A punch to the throat can kill, it crushes the trachea (which resembles a hoover tube), which splits the sides, causing bleeding into the windpipe, which is inhaled in the lungs. This can also happen if a strangulation technique with excessive force. The key to it is follow through. Most punches hit, and are then pulled back, which prevents them being caught. In this case, the trachea flexes back to its original shape (although it is a very uncomfortable experience).
It needs a follow through to crush it, and split the sides. All in all I would say it is a potentially deadly technique (as is a knee to the groin, btw). Deadly techniques are more about where than how you strike, a point in the neck along the carotid artery houses a nerve centre, which monitors blood pressure in the body, to warn the brain to control this by expansion or contraction of the blood vessels etc. If pressed in the right point, your body tells your brain that your blood pressure is MASSIVELY high (about five to ten times higher than fatal levels, depending on how hard it is pressed), and so the blood vessels expand, and the heart stops pumping. This causes unconsciousness within 6 seconds, and brain death within a minute or two.

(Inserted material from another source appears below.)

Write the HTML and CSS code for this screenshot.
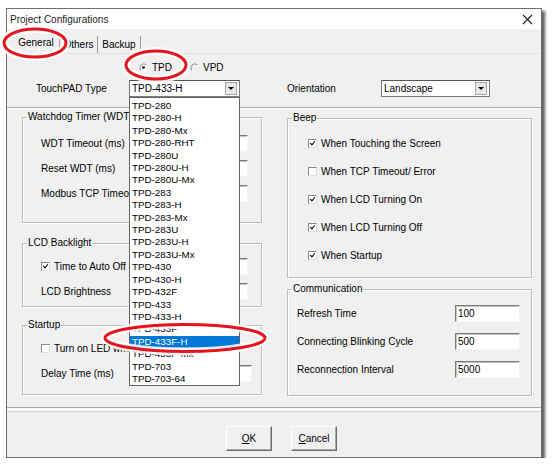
FILE: index.html
```html
<!DOCTYPE html>
<html lang="en">
<head>
    <meta charset="UTF-8">
    <title>Project Configurations</title>
    <link rel="stylesheet" href="styles.css">
</head>
<body>
    <div class="window">
        <div class="titlebar">
            <span class="title">Project Configurations</span>
            <svg class="close" width="11" height="11" viewBox="0 0 11 11"><path d="M1 1L10 10M10 1L1 10" stroke="#222" stroke-width="1.1"/></svg>
        </div>

        <div class="tabs">
            <div class="tab active">General</div>
            <div class="tab">Others</div>
            <div class="tab">Backup</div>
        </div>

        <div class="page">
            <div class="radio-row">
                <label class="radio">
                    <svg width="9" height="9" viewBox="0 0 9 9"><circle cx="4.5" cy="4.5" r="4" fill="#fff"/><path d="M1.7 7.3A4 4 0 0 1 7.3 1.7" fill="none" stroke="#8a8a8a"/><circle cx="4.5" cy="4.5" r="1.4" fill="#222"/></svg>
                    TPD
                </label>
                <label class="radio">
                    <svg width="9" height="9" viewBox="0 0 9 9"><path d="M1.7 7.3A4 4 0 0 1 7.3 1.7" fill="none" stroke="#8a8a8a"/></svg>
                    VPD
                </label>
            </div>

            <div class="type-row">
                <span class="type-label">TouchPAD Type</span>
                <div class="combo combo-type"><span>TPD-433-H</span><span class="arrow"></span></div>
                <span class="orient-label">Orientation</span>
                <div class="combo combo-orient"><span>Landscape</span><span class="arrow"></span></div>
            </div>

            <div class="hr"></div>

            <div class="columns">
                <div class="col col-left">
                    <fieldset class="group wdt">
                        <legend>Watchdog Timer (WDT)</legend>
                        <div class="group-body">
                            <div class="row"><span>WDT Timeout (ms)</span><span class="field"></span></div>
                            <div class="row"><span>Reset WDT (ms)</span><span class="field"></span></div>
                            <div class="row"><span>Modbus TCP Timeout (ms)</span><span class="field"></span></div>
                        </div>
                    </fieldset>

                    <fieldset class="group lcd">
                        <legend>LCD Backlight</legend>
                        <div class="group-body">
                            <div class="row"><span class="check on"></span><span>Time to Auto Off (s)</span><span class="field"></span></div>
                            <div class="row"><span>LCD Brightness</span><span class="field"></span></div>
                        </div>
                    </fieldset>

                    <fieldset class="group startup">
                        <legend>Startup</legend>
                        <div class="group-body">
                            <div class="row"><span class="check"></span><span>Turn on LED when Startup</span></div>
                            <div class="row"><span>Delay Time (ms)</span><span class="field"></span></div>
                        </div>
                    </fieldset>
                </div>

                <div class="col col-right">
                    <fieldset class="group beep">
                        <legend>Beep</legend>
                        <div class="group-body">
                            <div class="row tall"><span class="check on"></span><span>When Touching the Screen</span></div>
                            <div class="row tall"><span class="check"></span><span>When TCP Timeout/ Error</span></div>
                            <div class="row tall"><span class="check on"></span><span>When LCD Turning On</span></div>
                            <div class="row tall"><span class="check on"></span><span>When LCD Turning Off</span></div>
                            <div class="row tall"><span class="check on"></span><span>When Startup</span></div>
                        </div>
                    </fieldset>

                    <fieldset class="group comm">
                        <legend>Communication</legend>
                        <div class="group-body">
                            <div class="row tall"><span>Refresh Time</span><span class="field">100</span></div>
                            <div class="row tall"><span>Connecting Blinking Cycle</span><span class="field">500</span></div>
                            <div class="row tall"><span>Reconnection Interval</span><span class="field">5000</span></div>
                        </div>
                    </fieldset>
                </div>
            </div>
        </div>

        <div class="divider"></div>

        <div class="footer">
            <button class="btn"><u>O</u>K</button>
            <button class="btn"><u>C</u>ancel</button>
        </div>

        <ul class="droplist">
            <li>TPD-280</li>
            <li>TPD-280-H</li>
            <li>TPD-280-Mx</li>
            <li>TPD-280-RHT</li>
            <li>TPD-280U</li>
            <li>TPD-280U-H</li>
            <li>TPD-280U-Mx</li>
            <li>TPD-283</li>
            <li>TPD-283-H</li>
            <li>TPD-283-Mx</li>
            <li>TPD-283U</li>
            <li>TPD-283U-H</li>
            <li>TPD-283U-Mx</li>
            <li>TPD-430</li>
            <li>TPD-430-H</li>
            <li>TPD-432F</li>
            <li>TPD-433</li>
            <li>TPD-433-H</li>
            <li>TPD-433F</li>
            <li class="selected">TPD-433F-H</li>
            <li>TPD-433F-Mx</li>
            <li>TPD-703</li>
            <li>TPD-703-64</li>
        </ul>
    </div>

    <!-- red annotation marks -->
    <svg class="marks" width="553" height="470" viewBox="0 0 553 470">
        <g fill="none" stroke="#fff" stroke-width="8" opacity="0.85">
            <ellipse cx="35" cy="43" rx="31" ry="14"/>
            <ellipse cx="156" cy="65" rx="30" ry="14"/>
            <ellipse cx="185" cy="338" rx="80" ry="13.5"/>
        </g>
        <g fill="none" stroke="#e3141e" stroke-width="3">
            <ellipse cx="35" cy="43" rx="31" ry="14"/>
            <ellipse cx="156" cy="65" rx="30" ry="14"/>
            <ellipse cx="185" cy="338" rx="80" ry="13.5"/>
        </g>
    </svg>
</body>
</html>
```

FILE: styles.css
```css
body {
    margin: 0;
    background-color: #fff;
    font-family: "Liberation Sans", Arial, sans-serif;
    font-size: 10px;
    color: #000;
}

.window {
    position: relative;
    margin: 8px 0 0 6px;
    width: 536px;
    height: 450px;
    box-sizing: border-box;
    border: 1px solid #6e6e6e;
    background-color: #f0f0f0;
    box-shadow: 3px 3px 3px rgba(0, 0, 0, 0.65);
}

.titlebar {
    display: flex;
    align-items: center;
    justify-content: space-between;
    height: 20px;
    padding: 0 8px 0 3px;
    background-color: #fff;
}

.title {
    color: #222;
}

.tabs {
    display: flex;
    align-items: flex-end;
    height: 24px;
    padding-left: 6px;
}

.tab {
    height: 17px;
    line-height: 17px;
    text-align: center;
    border-right: 1px solid #9a9a9a;
    box-sizing: border-box;
}

.tab:nth-child(1) {
    width: 47px;
}

.tab:nth-child(2) {
    width: 38px;
}

.tab:nth-child(3) {
    width: 43px;
}

.tab.active {
    height: 20px;
    line-height: 19px;
}

.page {
    height: 355px;
    box-sizing: border-box;
    border-top: 1px solid #e2e2e2;
    border-bottom: 1px solid #a8a8a8;
}

.radio-row {
    display: flex;
    align-items: center;
    height: 14px;
    margin-top: 6px;
    padding-left: 132px;
}

.radio {
    display: flex;
    align-items: center;
    gap: 4px;
    margin-right: 18px;
}

.type-row {
    display: flex;
    align-items: center;
    height: 17px;
    margin-top: 6px;
    padding-left: 29px;
}

.type-label {
    width: 93px;
}

.orient-label {
    width: 94px;
    margin-left: 47px;
}

.combo {
    display: flex;
    align-items: center;
    justify-content: space-between;
    height: 17px;
    box-sizing: border-box;
    padding: 0 2px 0 2px;
    background-color: #fff;
    border: 1px solid #7a7a7a;
    border-top-color: #555;
}

.combo-type {
    width: 111px;
}

.combo-orient {
    width: 109px;
}

.combo .arrow {
    display: flex;
    align-items: center;
    justify-content: center;
    width: 12px;
    height: 13px;
    box-sizing: border-box;
    background-color: #e8e8e8;
    border: 1px solid #a8a8a8;
}

.combo .arrow::after {
    content: "";
    border-left: 3px solid transparent;
    border-right: 3px solid transparent;
    border-top: 3px solid #000;
}

.hr {
    margin-top: 10px;
    border-top: 1px solid #a8a8a8;
    border-bottom: 1px solid #fff;
}

.columns {
    display: flex;
    gap: 25px;
    margin-top: 2px;
    padding-left: 15px;
}

.col-left {
    width: 240px;
}

.col-right {
    width: 245px;
}

.group {
    margin: 0;
    padding: 0;
    min-width: 0;
    box-sizing: border-box;
    border: 1px solid #bdbdbd;
    box-shadow: inset 1px 1px 0 #fff, 1px 1px 0 #fff;
}

.group legend {
    margin-left: 4px;
    padding: 0 1px;
    line-height: 12px;
}

.group-body {
    padding: 5px 13px 0 18px;
}

.row {
    display: flex;
    align-items: center;
    height: 25px;
    white-space: nowrap;
}

.row.tall {
    height: 28px;
}

.field {
    flex: none;
    width: 70px;
    height: 17px;
    margin-left: auto;
    box-sizing: border-box;
    padding-left: 2px;
    line-height: 15px;
    background-color: #fff;
    border: 1px solid;
    border-color: #7a7a7a #f4f4f4 #f4f4f4 #7a7a7a;
    box-shadow: inset 1px 1px 0 #c4c4c4;
}

.check {
    display: inline-block;
    flex: none;
    width: 9px;
    height: 9px;
    margin-right: 4px;
    box-sizing: border-box;
    background-color: #fff;
    border: 1px solid;
    border-color: #8a8a8a #e0e0e0 #e0e0e0 #8a8a8a;
    position: relative;
}

.check.on::after {
    content: "";
    position: absolute;
    left: 2px;
    top: 0;
    width: 2px;
    height: 4px;
    border: solid #000;
    border-width: 0 1.5px 1.5px 0;
    transform: rotate(40deg);
}

.wdt {
    height: 112px;
}

.wdt .group-body {
    padding-top: 8px;
}

.lcd {
    height: 70px;
    margin-top: 14px;
}

.startup {
    height: 76px;
    margin-top: 12px;
}

.startup .group-body {
    padding-right: 9px;
}

.beep {
    height: 166px;
    margin-top: 1px;
}

.beep .group-body {
    padding-left: 20px;
}

.comm {
    height: 113px;
    margin-top: 5px;
}

.comm .group-body {
    padding: 4px 11px 0 9px;
}

.comm .field {
    width: 65px;
}

.divider {
    height: 3px;
    background-color: #fafafa;
    border-bottom: 1px solid #d6d6d6;
}

.footer {
    display: flex;
    gap: 19px;
    padding: 14px 0 0 219px;
}

.btn {
    width: 46px;
    height: 25px;
    padding: 0;
    font-family: inherit;
    font-size: 10px;
    color: #000;
    background-color: #f0f0f0;
    border: 1px solid;
    border-color: #fff #6d6d6d #6d6d6d #fff;
    box-shadow: inset -1px -1px 0 #a8a8a8;
}

.droplist {
    position: absolute;
    left: 122px;
    top: 88px;
    width: 111px;
    margin: 0;
    padding: 2px 0 0 0;
    height: 289px;
    box-sizing: border-box;
    list-style: none;
    background-color: #fff;
    border: 1px solid #646464;
    font-size: 9.8px;
}

.droplist li {
    height: 12.41px;
    line-height: 12.41px;
    padding-left: 2px;
    white-space: nowrap;
}

.droplist li.selected {
    background-color: #0078d7;
    color: #fff;
}

.marks {
    position: absolute;
    left: 0;
    top: 0;
    pointer-events: none;
}
```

Almosts all of the pressure point techniques/deadly/maiming techniques are based on simple science and physics, creating conditions where what was once strong becomes weak. (The neck crank as I was taught it is deadly, if you twist hard enough(it breaks the neck, and rips apart the supporting tissues), do you consider this to be outdated or nearly impossible to apply?
If you can jab someone in the face, you can strike them in the neck(which is actually moving slower), and if you catch them right, it is a debilitating/deadly technique. If you can apply a choke, you can do a neck pressure point. Thos who excel at advanced techniques are those who know all the basics, and practice a variety of techniques.
(Unfortunately, in most kinds of competition, it pays to specialise, and make two or three good moves “yours”, these become excellent tools, but at what cost? At the cost of flexibility, if you practice deadly techniques frequently(light contact, or padded areas with targets on a moving person, or simply holding back on power), I believe you can pull them off easily.
Morality in this issue is a different thread altogether.